Other join costs are experimental in nature and should not be modified at this time.
There are 4 additional parameters that can substantially affect the way the synthetic output sounds. These are:
- dc – Discontinuity cost. Every concatenation point is assumed to have some amount of discontinuity unless the two units were adjacent in a natural utterance. The dc is a cost that is added to each concatenation join unless it results in reconstructing a sequence that was naturally recorded. This cost actually grows with the square of the value specified.

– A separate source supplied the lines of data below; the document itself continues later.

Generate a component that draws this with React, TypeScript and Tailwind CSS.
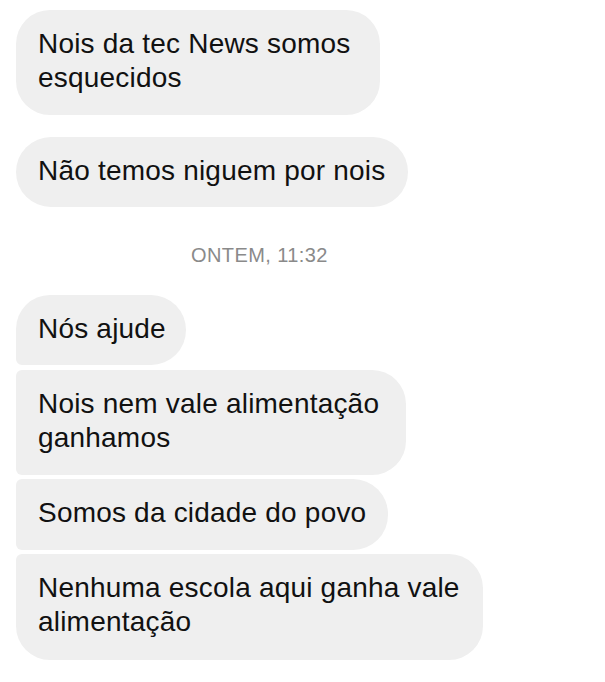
import React from "react";

type B = {
  lines: string[];
  w: number;
  h: number;
  radius: string;
  mt: string;
};

const Bubble = ({ lines, w, h, radius, mt }: B) => (
  <div
    className={`ml-4 bg-[#efefef] ${radius} ${mt} pl-[22px] pt-[17px] text-[28px] leading-[34px] text-[#111111] tracking-[0.2px]`}
    style={{ width: w, height: h }}
  >
    {lines.map((l, i) => (
      <div key={i} className="whitespace-nowrap">
        {l}
      </div>
    ))}
  </div>
);

export default function App() {
  return (
    <div
      className="w-[605px] h-[682px] bg-white overflow-hidden pt-[10px]"
      style={{ fontFamily: '"Liberation Sans", Arial, sans-serif' }}
    >
      <Bubble
        lines={["Nois da tec News somos", "esquecidos"]}
        w={364}
        h={105}
        radius="rounded-[34px]"
        mt="mt-0"
      />
      <Bubble
        lines={["Não temos niguem por nois"]}
        w={392}
        h={70}
        radius="rounded-[35px]"
        mt="mt-[22px]"
      />
      <div className="mt-[36px] pl-[191px] text-[20px] leading-[24px] tracking-[0.4px] text-[#8a8a8a]">
        ONTEM, 11:32
      </div>
      <Bubble
        lines={["Nós ajude"]}
        w={170}
        h={70}
        radius="rounded-tl-[34px] rounded-tr-[35px] rounded-br-[35px] rounded-bl-[6px]"
        mt="mt-[28px]"
      />
      <Bubble
        lines={["Nois nem vale alimentação", "ganhamos"]}
        w={390}
        h={105}
        radius="rounded-tl-[6px] rounded-bl-[6px] rounded-tr-[34px] rounded-br-[34px]"
        mt="mt-[5px]"
      />
      <Bubble
        lines={["Somos da cidade do povo"]}
        w={372}
        h={71}
        radius="rounded-tl-[6px] rounded-bl-[6px] rounded-tr-[35px] rounded-br-[35px]"
        mt="mt-[4px]"
      />
      <Bubble
        lines={["Nenhuma escola aqui ganha vale", "alimentação"]}
        w={467}
        h={106}
        radius="rounded-tl-[6px] rounded-bl-[34px] rounded-tr-[34px] rounded-br-[34px]"
        mt="mt-[4px]"
      />
    </div>
  );
}
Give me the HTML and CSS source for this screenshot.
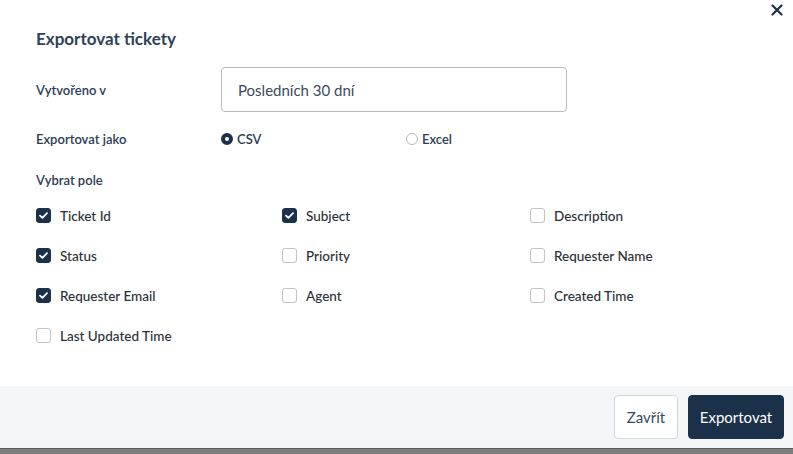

- maxcand – The maximum number of candidates that will considered for each unit. Increasing this value increases the chances of finding the ideal sequence of candidates for a particular utterance, however, it also increases the amount of memory required to conduct the search, and the CPU demands for conducting the search. On desktops and modern laptops, we typically use values in the range of 1000, but for mobile devices, 250 or less may be a better balance between quality and resources.
- dopitch – MT2 can control utterance pitch to follow an intonation contour that is determined by our prosody model. This can give sentences a more natural/expected sort of intonation, but it also adds distortion ot the voice due to the additional signal processing that is involved. That in turn, reduces the extent to which the synthesizer sounds like the target talker. Most users seem to prefer having dopitch turned off by setting it to 0. Any non-zero value turns it on.
- dotime – Like with pitch, MT2 can modify segment durations so that they are a better match to the segment duration that is determined by our prosody model. Setting dotime to any non-zero value enables this control. We tend to favor voices generated with dotime turned on.
The remaining features (dospec, smoothF0, smoothRMS, smoothSpec) are experimental and should always be set to 0 for user voices.